Directions. Sort through the data and copy the lines holding the word "code".

** Start of Given information **

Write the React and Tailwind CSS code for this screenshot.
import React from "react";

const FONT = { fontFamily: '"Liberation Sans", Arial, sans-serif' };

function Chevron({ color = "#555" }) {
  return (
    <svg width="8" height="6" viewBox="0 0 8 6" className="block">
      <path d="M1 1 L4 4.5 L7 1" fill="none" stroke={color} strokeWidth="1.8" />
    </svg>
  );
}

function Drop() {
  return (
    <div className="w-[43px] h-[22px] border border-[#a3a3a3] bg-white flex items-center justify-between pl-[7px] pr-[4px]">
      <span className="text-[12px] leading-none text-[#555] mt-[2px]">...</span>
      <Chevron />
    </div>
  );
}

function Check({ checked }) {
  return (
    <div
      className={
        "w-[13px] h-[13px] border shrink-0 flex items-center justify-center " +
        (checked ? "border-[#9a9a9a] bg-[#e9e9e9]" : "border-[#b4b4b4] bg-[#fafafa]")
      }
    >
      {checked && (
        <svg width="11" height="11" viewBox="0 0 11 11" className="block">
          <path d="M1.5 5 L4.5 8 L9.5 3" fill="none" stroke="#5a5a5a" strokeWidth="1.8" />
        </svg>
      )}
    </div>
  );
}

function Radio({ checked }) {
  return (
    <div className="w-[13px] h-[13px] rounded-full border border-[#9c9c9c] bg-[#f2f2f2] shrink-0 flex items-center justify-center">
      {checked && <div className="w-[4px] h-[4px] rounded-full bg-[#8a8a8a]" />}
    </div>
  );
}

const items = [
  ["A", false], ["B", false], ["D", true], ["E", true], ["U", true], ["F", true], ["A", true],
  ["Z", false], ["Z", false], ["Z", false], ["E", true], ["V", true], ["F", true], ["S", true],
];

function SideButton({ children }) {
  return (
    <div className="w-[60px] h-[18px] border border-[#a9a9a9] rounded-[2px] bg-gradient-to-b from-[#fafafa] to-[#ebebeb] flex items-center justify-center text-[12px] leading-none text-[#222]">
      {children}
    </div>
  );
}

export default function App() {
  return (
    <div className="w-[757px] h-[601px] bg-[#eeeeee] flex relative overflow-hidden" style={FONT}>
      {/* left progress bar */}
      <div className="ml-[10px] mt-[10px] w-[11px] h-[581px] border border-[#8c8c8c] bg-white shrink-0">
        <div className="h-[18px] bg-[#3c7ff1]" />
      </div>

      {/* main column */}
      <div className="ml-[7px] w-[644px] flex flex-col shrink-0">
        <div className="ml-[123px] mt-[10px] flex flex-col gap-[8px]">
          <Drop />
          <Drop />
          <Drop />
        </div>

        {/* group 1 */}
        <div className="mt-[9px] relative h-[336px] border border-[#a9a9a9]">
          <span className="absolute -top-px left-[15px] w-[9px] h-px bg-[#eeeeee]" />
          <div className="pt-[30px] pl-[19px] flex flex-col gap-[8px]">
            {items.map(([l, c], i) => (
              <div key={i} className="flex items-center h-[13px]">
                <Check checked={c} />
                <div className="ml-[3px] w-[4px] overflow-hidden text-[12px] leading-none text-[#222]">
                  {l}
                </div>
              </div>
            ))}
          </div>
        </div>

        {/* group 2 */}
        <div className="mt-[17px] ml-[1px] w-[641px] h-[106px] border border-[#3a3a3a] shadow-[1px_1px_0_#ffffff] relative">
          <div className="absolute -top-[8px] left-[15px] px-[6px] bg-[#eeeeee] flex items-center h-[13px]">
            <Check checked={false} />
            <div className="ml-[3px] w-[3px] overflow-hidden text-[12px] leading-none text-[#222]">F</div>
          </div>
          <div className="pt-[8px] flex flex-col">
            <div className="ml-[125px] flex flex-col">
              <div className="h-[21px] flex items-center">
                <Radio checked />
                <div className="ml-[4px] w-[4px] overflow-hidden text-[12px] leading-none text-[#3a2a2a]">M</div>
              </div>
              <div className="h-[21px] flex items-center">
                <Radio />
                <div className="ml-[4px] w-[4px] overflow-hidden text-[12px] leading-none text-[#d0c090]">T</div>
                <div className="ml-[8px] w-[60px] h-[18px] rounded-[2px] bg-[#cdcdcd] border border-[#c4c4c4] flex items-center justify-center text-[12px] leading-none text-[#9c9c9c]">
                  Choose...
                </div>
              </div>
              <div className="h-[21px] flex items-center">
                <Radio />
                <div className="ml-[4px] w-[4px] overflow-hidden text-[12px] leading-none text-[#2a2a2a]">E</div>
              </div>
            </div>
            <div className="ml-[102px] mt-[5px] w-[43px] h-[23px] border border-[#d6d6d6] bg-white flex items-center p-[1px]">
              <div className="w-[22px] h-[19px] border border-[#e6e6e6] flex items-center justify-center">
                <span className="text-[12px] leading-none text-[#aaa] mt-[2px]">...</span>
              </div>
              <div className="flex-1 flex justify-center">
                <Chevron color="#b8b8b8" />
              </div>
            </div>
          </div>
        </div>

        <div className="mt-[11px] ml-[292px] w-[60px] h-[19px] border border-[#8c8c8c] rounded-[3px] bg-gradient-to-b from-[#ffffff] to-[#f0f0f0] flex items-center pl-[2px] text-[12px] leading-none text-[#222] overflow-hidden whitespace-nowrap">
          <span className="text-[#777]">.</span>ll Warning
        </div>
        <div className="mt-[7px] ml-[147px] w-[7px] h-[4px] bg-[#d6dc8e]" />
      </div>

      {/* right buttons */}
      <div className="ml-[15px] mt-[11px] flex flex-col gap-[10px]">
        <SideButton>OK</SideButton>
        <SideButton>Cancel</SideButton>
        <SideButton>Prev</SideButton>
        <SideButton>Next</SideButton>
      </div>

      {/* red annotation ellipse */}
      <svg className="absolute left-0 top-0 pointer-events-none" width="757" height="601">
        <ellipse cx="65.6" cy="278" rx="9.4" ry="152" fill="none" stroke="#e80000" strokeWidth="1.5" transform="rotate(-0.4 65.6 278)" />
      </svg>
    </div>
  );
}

** End of Given information **
** Start of Given information **

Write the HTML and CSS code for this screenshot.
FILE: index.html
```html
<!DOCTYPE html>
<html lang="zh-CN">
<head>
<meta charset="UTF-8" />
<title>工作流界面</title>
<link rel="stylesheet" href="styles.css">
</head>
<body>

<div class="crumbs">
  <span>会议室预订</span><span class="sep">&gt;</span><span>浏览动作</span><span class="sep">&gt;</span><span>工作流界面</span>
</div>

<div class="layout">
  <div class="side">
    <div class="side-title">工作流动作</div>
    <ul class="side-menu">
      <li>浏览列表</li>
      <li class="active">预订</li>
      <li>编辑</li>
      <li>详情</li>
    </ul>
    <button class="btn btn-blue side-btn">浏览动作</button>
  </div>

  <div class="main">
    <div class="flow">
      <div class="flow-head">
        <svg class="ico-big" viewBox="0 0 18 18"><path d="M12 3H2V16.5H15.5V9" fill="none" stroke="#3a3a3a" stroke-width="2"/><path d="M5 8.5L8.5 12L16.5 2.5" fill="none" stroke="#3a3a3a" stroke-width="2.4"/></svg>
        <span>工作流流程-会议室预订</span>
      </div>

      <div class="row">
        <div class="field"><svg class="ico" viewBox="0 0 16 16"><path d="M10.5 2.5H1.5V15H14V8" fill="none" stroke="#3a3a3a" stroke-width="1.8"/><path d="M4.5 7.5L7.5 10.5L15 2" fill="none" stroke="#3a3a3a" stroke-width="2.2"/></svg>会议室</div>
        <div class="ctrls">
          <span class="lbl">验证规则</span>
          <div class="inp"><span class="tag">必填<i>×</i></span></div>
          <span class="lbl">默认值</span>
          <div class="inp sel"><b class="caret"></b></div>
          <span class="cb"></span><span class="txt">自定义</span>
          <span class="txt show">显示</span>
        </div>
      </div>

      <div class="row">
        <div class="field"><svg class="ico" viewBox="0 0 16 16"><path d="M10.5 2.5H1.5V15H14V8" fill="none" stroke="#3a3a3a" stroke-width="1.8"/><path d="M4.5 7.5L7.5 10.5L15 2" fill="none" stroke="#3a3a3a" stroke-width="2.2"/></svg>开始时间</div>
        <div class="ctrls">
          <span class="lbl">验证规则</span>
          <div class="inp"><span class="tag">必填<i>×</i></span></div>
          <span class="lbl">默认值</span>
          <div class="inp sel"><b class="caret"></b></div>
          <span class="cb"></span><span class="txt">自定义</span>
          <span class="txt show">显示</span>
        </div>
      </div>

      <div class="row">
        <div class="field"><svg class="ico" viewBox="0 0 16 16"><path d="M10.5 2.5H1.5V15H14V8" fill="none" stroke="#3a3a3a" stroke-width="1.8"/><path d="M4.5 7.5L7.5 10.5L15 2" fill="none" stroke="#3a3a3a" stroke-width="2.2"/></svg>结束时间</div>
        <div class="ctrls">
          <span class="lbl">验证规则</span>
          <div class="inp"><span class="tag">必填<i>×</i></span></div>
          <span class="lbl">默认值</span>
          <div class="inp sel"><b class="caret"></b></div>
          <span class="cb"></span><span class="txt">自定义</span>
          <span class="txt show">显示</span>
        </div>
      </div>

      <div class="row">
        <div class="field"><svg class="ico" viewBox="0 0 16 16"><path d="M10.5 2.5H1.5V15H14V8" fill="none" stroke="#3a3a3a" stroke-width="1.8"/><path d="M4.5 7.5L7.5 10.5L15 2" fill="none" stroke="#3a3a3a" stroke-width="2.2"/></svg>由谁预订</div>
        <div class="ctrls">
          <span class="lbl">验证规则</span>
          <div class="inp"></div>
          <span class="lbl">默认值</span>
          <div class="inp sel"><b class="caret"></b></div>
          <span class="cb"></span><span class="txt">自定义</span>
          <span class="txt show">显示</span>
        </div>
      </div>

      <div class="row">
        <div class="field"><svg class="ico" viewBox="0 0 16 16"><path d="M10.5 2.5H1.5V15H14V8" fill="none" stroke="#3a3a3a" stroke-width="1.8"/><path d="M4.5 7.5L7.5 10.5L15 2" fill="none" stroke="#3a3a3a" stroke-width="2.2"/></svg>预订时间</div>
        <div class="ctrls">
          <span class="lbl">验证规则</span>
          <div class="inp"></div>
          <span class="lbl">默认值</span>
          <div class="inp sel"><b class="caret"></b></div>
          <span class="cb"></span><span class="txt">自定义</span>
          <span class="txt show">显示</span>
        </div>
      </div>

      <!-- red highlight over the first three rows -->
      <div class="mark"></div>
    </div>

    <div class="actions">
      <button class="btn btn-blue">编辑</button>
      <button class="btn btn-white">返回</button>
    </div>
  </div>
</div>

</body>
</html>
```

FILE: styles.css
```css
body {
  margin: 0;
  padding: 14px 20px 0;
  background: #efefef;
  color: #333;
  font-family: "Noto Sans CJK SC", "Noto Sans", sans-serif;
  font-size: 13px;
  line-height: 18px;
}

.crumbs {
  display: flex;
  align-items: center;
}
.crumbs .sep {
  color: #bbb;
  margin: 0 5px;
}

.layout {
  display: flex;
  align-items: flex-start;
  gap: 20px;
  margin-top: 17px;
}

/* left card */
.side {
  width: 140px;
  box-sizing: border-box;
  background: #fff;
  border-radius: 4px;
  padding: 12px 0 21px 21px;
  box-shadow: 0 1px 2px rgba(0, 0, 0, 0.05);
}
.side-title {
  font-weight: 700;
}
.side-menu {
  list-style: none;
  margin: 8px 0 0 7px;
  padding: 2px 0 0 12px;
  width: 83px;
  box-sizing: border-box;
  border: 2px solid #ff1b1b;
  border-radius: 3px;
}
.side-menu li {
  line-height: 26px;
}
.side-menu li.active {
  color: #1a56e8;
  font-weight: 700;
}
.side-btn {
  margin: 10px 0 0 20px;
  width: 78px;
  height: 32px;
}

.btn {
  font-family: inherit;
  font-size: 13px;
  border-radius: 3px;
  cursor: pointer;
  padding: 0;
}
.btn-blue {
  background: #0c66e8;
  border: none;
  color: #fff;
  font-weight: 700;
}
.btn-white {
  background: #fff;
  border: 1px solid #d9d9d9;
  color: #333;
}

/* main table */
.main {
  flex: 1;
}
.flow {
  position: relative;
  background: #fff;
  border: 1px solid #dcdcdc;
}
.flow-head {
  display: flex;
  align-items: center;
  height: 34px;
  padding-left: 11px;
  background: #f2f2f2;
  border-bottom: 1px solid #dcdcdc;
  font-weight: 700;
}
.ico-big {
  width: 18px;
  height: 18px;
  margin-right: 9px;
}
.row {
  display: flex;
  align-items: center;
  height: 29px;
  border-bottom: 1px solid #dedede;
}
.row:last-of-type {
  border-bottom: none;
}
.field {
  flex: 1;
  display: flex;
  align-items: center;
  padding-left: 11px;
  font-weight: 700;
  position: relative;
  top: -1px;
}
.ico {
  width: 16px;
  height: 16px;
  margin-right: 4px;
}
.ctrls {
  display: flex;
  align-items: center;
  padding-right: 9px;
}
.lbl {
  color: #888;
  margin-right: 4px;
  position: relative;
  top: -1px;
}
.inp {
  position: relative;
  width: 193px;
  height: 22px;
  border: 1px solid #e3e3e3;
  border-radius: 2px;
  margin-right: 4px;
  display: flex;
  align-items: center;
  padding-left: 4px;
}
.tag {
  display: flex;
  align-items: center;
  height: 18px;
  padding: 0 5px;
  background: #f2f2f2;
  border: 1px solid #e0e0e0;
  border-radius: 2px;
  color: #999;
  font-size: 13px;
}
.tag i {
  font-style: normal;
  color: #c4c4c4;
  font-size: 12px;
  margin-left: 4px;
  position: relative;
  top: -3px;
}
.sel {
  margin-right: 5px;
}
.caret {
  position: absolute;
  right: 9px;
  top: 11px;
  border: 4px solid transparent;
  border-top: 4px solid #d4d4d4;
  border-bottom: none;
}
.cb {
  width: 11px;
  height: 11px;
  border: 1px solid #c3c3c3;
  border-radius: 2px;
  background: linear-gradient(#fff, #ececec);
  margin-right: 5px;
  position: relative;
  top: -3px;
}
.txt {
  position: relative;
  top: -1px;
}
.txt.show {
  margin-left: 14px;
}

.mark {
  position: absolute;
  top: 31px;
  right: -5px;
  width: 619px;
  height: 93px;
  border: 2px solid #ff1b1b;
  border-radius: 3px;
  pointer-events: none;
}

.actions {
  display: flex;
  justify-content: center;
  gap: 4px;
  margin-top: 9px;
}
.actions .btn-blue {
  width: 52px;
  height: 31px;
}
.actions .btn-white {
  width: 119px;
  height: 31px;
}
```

** End of Given information **

Answer.
Write the React and Tailwind CSS code for this screenshot.
Write the HTML and CSS code for this screenshot.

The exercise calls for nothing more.